-- WRITTEN REQUEST --
Copy the data that follows exactly. Include no pictures.

Pages as source code:
* start *
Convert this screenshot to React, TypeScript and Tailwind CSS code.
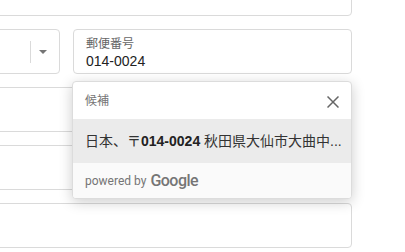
import { useState } from 'react';

const Field = ({ children, className = '' }: { children?: React.ReactNode; className?: string }) => (
  <div className={`h-[45px] rounded-[4px] border border-[#dadada] bg-white ${className}`}>{children}</div>
);

const App = () => {
  const [zip] = useState('014-0024');

  return (
    <div
      className="relative h-[252px] w-[405px] overflow-hidden bg-white"
      style={{ fontFamily: '"Liberation Sans", "Noto Sans CJK JP", sans-serif' }}
    >
      {/* form column, partly scrolled out of view */}
      <div className="-mt-[29px] -ml-[50px] flex w-[402px] flex-col gap-[13px]">
        <Field />
        <div className="flex gap-[13px]">
          <Field className="flex w-[110px] shrink-0 items-center justify-end">
            <div className="h-[22px] w-px bg-[#dadada]" />
            <div className="mr-[12px] ml-[8px] h-0 w-0 border-x-[4.5px] border-t-[4px] border-x-transparent border-t-[#757575]" />
          </Field>
          <Field className="flex-1 px-[12px] pt-[6px]">
            <div className="text-[12px] leading-[16px] text-[#666]">郵便番号</div>
            <div className="text-[14px] leading-[18px] text-[#222]">{zip}</div>
          </Field>
        </div>
        <Field />
        <Field />
        <Field />
      </div>

      {/* suggestions dropdown */}
      <div className="absolute top-[81px] left-[72px] w-[280px] overflow-hidden rounded-[4px] border border-[#dcdcdc] bg-white shadow-[0_3px_14px_rgba(0,0,0,0.2)]">
        <div className="flex h-[37px] items-center justify-between px-[12px]">
          <span className="text-[12px] text-[#757575]">候補</span>
          <svg width="12" height="12" viewBox="0 0 12 12" className="mt-[2px]">
            <path d="M0.5 0.5 L11.5 11.5 M11.5 0.5 L0.5 11.5" stroke="#666" strokeWidth="1.5" />
          </svg>
        </div>
        <div className="flex h-[44px] items-center bg-[#ebebeb] px-[12px]">
          <span className="text-[14px] whitespace-nowrap text-[#333]">
            日本、〒<b className="font-bold text-[#222]">014-0024</b> 秋田県大仙市大曲中...
          </span>
        </div>
        <div className="flex h-[35px] items-center gap-[4px] bg-[#fafafa] px-[12px]">
          <span className="text-[12px] text-[#757575]" style={{ fontFamily: 'Roboto, sans-serif' }}>
            powered by
          </span>
          <span
            className="text-[16px] leading-none font-medium tracking-[-0.5px] text-[#757575]"
            style={{ fontFamily: 'Roboto, sans-serif' }}
          >
            Google
          </span>
        </div>
      </div>
    </div>
  );
};

export default App;
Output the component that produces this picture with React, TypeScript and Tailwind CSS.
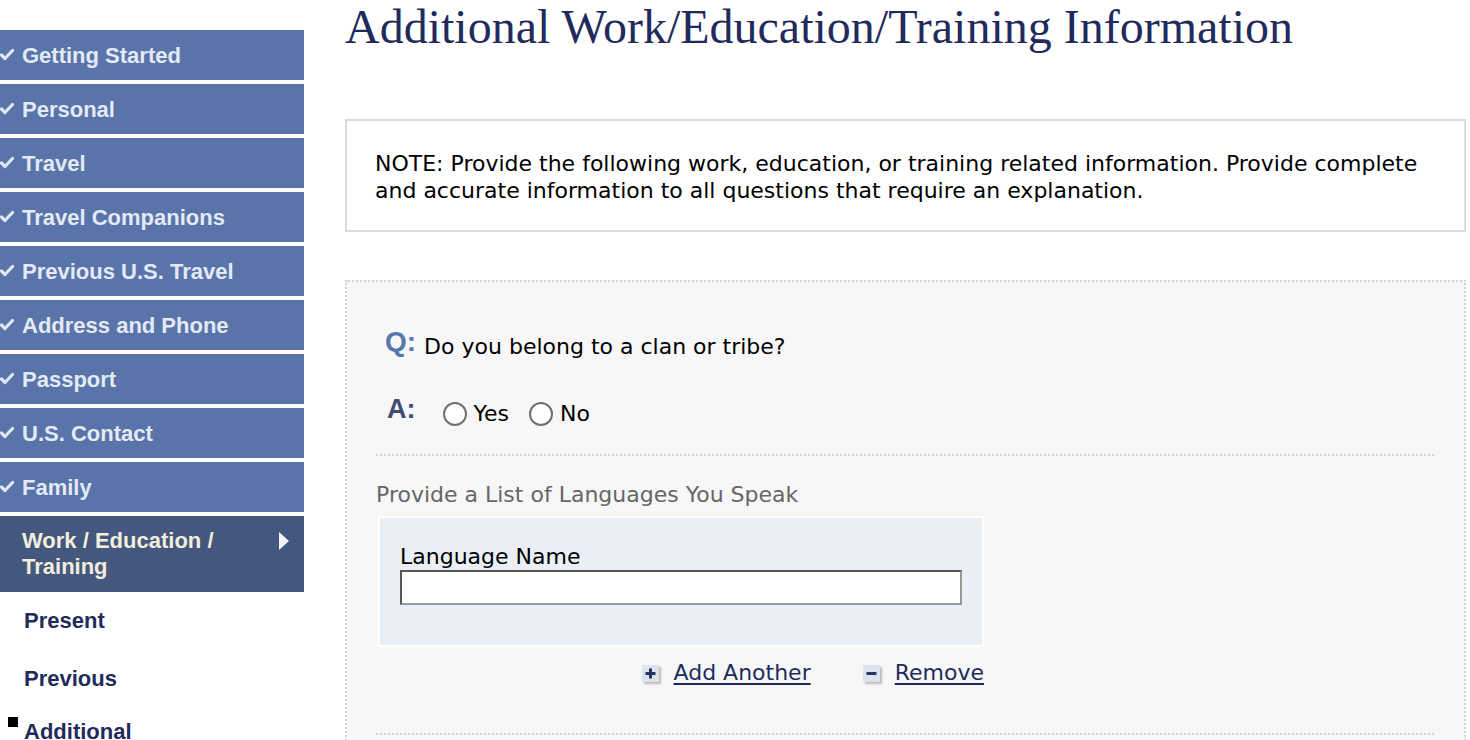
* end *
-- EXERCISE RESPONSE --
Convert this screenshot to React, TypeScript and Tailwind CSS code.
import { useState } from 'react';

const Field = ({ children, className = '' }: { children?: React.ReactNode; className?: string }) => (
  <div className={`h-[45px] rounded-[4px] border border-[#dadada] bg-white ${className}`}>{children}</div>
);

const App = () => {
  const [zip] = useState('014-0024');

  return (
    <div
      className="relative h-[252px] w-[405px] overflow-hidden bg-white"
      style={{ fontFamily: '"Liberation Sans", "Noto Sans CJK JP", sans-serif' }}
    >
      {/* form column, partly scrolled out of view */}
      <div className="-mt-[29px] -ml-[50px] flex w-[402px] flex-col gap-[13px]">
        <Field />
        <div className="flex gap-[13px]">
          <Field className="flex w-[110px] shrink-0 items-center justify-end">
            <div className="h-[22px] w-px bg-[#dadada]" />
            <div className="mr-[12px] ml-[8px] h-0 w-0 border-x-[4.5px] border-t-[4px] border-x-transparent border-t-[#757575]" />
          </Field>
          <Field className="flex-1 px-[12px] pt-[6px]">
            <div className="text-[12px] leading-[16px] text-[#666]">郵便番号</div>
            <div className="text-[14px] leading-[18px] text-[#222]">{zip}</div>
          </Field>
        </div>
        <Field />
        <Field />
        <Field />
      </div>

      {/* suggestions dropdown */}
      <div className="absolute top-[81px] left-[72px] w-[280px] overflow-hidden rounded-[4px] border border-[#dcdcdc] bg-white shadow-[0_3px_14px_rgba(0,0,0,0.2)]">
        <div className="flex h-[37px] items-center justify-between px-[12px]">
          <span className="text-[12px] text-[#757575]">候補</span>
          <svg width="12" height="12" viewBox="0 0 12 12" className="mt-[2px]">
            <path d="M0.5 0.5 L11.5 11.5 M11.5 0.5 L0.5 11.5" stroke="#666" strokeWidth="1.5" />
          </svg>
        </div>
        <div className="flex h-[44px] items-center bg-[#ebebeb] px-[12px]">
          <span className="text-[14px] whitespace-nowrap text-[#333]">
            日本、〒<b className="font-bold text-[#222]">014-0024</b> 秋田県大仙市大曲中...
          </span>
        </div>
        <div className="flex h-[35px] items-center gap-[4px] bg-[#fafafa] px-[12px]">
          <span className="text-[12px] text-[#757575]" style={{ fontFamily: 'Roboto, sans-serif' }}>
            powered by
          </span>
          <span
            className="text-[16px] leading-none font-medium tracking-[-0.5px] text-[#757575]"
            style={{ fontFamily: 'Roboto, sans-serif' }}
          >
            Google
          </span>
        </div>
      </div>
    </div>
  );
};

export default App;
Output the component that produces this picture with React, TypeScript and Tailwind CSS.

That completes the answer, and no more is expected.